◆ Set task ◆
Identify and copy all lines of the material where the string "index" is found.
-- Begin --
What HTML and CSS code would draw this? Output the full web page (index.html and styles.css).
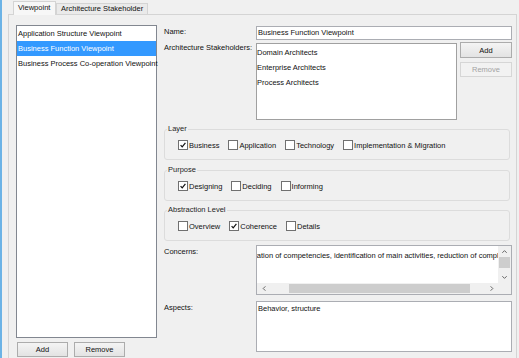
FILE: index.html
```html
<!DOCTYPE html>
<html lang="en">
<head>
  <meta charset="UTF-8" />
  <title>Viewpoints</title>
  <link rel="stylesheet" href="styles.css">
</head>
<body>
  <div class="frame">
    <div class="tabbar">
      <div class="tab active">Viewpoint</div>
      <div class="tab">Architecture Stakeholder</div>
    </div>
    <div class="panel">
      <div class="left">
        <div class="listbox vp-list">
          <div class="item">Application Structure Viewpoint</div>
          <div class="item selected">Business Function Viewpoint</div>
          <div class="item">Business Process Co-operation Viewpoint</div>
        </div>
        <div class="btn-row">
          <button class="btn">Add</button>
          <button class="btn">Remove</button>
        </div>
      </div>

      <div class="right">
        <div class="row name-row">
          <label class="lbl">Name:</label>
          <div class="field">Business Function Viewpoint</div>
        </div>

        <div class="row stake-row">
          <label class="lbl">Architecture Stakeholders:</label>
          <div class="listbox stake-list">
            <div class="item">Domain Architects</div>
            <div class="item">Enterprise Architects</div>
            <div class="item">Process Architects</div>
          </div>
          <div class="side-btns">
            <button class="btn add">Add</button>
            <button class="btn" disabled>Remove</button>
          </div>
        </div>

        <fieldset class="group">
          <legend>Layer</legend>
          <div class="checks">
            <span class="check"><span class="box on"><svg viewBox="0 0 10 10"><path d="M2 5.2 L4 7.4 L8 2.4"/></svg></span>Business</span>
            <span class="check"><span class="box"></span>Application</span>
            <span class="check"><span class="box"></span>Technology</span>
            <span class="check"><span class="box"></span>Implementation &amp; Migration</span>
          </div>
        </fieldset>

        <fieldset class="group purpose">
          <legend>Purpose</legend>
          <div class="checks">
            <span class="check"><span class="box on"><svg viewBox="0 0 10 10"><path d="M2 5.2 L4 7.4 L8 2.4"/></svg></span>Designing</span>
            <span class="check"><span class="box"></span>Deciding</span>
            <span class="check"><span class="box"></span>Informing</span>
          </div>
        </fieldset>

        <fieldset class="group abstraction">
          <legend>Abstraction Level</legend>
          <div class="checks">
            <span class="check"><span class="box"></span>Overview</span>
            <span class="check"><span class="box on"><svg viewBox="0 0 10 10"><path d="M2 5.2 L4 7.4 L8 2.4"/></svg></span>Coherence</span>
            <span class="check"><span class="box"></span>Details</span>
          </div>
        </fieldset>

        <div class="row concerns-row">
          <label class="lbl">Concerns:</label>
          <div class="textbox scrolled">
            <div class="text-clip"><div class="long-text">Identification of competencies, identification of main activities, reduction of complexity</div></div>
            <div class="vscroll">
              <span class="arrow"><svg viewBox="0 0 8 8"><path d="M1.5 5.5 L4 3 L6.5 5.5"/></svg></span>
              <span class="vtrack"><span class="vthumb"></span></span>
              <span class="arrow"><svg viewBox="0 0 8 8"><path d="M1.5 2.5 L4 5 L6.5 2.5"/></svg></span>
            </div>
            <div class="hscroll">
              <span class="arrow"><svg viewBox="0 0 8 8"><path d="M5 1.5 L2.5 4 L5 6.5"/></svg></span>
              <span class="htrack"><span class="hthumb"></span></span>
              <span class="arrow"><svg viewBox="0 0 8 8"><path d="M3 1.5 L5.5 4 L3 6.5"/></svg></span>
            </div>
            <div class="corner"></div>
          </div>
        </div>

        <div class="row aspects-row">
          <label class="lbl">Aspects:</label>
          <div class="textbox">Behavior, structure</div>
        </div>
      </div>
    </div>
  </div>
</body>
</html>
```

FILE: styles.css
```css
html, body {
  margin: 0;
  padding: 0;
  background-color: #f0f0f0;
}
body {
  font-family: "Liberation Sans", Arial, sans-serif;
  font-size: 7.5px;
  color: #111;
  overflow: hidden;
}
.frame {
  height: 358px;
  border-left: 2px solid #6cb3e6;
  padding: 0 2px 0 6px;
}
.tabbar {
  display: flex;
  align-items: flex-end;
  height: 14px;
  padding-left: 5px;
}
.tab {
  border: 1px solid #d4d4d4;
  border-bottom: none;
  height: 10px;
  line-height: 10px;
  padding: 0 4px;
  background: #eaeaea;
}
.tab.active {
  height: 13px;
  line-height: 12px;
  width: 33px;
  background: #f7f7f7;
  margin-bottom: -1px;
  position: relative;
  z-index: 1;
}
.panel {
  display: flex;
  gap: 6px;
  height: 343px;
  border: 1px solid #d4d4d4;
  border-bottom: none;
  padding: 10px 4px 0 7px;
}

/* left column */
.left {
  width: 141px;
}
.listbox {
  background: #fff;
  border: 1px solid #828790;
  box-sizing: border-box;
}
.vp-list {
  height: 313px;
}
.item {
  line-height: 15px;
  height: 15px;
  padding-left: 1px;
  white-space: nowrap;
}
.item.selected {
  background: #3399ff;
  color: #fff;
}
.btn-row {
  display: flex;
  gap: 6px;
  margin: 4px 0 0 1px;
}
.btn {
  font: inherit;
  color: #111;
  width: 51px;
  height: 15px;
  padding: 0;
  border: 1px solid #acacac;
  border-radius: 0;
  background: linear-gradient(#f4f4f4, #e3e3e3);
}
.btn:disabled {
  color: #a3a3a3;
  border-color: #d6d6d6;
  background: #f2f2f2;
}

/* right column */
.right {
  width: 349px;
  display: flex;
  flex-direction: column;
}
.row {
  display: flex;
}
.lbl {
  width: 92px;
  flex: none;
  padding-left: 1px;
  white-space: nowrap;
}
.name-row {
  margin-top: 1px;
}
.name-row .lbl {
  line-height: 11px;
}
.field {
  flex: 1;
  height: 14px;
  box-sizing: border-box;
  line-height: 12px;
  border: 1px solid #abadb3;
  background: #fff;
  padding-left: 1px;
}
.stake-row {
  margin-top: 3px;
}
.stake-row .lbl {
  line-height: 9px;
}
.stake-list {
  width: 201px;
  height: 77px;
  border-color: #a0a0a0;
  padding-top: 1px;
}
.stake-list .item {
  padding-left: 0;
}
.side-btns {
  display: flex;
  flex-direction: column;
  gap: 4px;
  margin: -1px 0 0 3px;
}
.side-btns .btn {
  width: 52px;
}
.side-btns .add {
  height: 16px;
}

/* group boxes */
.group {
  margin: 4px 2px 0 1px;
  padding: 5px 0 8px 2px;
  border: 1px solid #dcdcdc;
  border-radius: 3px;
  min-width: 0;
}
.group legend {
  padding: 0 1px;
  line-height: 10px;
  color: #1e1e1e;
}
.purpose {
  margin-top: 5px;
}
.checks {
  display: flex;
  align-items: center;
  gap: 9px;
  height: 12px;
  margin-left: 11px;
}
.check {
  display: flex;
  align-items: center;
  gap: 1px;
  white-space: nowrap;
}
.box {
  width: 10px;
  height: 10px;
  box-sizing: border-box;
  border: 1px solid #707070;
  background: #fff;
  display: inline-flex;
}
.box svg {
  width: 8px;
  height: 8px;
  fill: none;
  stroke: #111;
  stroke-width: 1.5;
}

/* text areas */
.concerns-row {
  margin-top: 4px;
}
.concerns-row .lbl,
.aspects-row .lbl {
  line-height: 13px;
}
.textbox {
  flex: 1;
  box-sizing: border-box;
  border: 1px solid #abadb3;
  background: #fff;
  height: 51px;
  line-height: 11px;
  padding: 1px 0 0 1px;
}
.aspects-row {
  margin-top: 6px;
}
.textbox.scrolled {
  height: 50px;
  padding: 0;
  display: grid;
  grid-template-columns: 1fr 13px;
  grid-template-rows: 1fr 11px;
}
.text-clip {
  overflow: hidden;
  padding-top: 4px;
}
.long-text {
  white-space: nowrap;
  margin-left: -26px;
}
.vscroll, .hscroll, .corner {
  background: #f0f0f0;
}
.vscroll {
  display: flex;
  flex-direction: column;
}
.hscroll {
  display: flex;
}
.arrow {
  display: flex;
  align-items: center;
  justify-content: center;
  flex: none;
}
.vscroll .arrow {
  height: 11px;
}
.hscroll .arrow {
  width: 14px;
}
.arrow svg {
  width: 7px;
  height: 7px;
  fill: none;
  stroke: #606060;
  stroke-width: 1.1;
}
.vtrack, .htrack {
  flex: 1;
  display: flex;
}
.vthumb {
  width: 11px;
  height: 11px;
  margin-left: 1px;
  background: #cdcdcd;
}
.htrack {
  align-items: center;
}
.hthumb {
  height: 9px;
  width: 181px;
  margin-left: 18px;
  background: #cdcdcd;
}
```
-- End --
◆ Solution below ◆
What HTML and CSS code would draw this? Output the full web page (index.html and styles.css).
FILE: index.html
  z-index: 1;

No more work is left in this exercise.